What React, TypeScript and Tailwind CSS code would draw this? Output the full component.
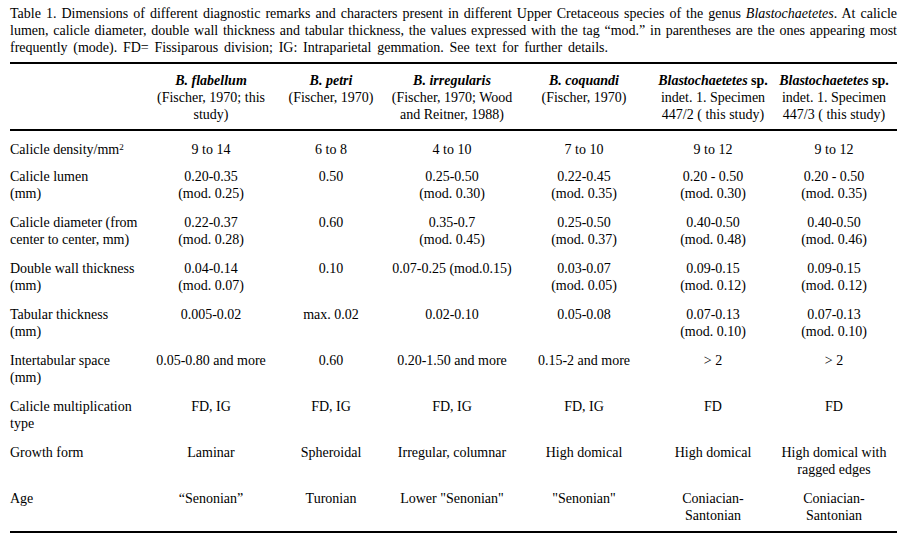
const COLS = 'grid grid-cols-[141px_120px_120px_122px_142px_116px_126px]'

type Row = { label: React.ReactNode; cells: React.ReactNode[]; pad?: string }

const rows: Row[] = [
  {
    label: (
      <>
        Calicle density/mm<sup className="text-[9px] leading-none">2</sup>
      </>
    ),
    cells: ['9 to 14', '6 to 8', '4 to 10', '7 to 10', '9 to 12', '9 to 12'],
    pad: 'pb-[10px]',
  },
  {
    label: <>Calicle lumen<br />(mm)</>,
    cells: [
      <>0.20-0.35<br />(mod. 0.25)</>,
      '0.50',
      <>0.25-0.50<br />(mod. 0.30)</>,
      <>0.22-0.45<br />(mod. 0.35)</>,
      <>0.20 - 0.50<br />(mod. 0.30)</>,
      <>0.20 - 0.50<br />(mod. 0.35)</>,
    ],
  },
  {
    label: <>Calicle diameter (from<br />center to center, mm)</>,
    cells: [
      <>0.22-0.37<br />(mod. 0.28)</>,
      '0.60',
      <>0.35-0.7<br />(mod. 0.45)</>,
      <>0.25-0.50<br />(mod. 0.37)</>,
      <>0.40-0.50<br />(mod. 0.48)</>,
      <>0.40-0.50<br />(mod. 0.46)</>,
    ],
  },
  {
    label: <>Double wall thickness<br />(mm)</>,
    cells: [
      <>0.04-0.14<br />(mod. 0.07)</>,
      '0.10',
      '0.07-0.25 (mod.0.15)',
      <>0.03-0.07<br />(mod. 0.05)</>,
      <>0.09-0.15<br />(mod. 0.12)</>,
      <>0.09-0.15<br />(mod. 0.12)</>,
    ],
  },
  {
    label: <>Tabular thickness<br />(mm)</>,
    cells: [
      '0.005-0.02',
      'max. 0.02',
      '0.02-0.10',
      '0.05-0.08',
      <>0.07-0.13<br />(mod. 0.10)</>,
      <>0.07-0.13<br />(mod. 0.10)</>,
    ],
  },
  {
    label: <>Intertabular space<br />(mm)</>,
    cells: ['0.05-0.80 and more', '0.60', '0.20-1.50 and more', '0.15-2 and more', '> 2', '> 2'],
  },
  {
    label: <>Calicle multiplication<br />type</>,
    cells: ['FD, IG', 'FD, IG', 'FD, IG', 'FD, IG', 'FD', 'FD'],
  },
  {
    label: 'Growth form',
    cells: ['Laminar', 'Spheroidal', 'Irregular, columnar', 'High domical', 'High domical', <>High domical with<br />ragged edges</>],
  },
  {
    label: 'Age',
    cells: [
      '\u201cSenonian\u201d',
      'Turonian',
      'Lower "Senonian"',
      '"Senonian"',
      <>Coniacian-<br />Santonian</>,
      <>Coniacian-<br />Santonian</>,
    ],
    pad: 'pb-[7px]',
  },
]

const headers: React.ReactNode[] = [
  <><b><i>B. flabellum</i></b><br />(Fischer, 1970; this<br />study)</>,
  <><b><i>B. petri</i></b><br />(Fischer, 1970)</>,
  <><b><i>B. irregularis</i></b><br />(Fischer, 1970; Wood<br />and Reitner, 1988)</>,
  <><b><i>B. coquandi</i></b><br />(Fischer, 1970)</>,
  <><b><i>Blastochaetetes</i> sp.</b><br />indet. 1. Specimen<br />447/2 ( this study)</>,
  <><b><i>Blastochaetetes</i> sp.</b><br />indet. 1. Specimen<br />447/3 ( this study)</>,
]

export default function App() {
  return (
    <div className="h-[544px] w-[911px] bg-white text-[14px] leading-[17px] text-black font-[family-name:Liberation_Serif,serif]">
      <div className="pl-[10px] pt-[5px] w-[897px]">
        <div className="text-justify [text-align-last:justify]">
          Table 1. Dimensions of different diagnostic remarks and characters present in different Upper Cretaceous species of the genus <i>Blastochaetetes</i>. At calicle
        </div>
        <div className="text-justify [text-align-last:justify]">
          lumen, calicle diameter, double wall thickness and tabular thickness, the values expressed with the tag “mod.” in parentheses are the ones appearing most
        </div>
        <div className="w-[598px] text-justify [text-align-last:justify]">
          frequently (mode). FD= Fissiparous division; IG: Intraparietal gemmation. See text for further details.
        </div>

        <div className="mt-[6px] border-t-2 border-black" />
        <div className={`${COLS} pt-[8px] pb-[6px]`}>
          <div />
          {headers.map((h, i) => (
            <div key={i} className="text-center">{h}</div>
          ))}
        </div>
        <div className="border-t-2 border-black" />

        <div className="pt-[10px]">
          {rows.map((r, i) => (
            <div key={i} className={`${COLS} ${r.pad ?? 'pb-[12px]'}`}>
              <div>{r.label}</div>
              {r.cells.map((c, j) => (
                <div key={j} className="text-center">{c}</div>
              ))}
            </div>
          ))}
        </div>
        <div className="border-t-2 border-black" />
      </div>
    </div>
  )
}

___

Restate the material word for word from its first line through the line containing "React.ReactNode; cells: React.ReactNode[];", both included; the pictures do not belong in it.

What React, TypeScript and Tailwind CSS code would draw this? Output the full component.
const COLS = 'grid grid-cols-[141px_120px_120px_122px_142px_116px_126px]'

type Row = { label: React.ReactNode; cells: React.ReactNode[]; pad?: string }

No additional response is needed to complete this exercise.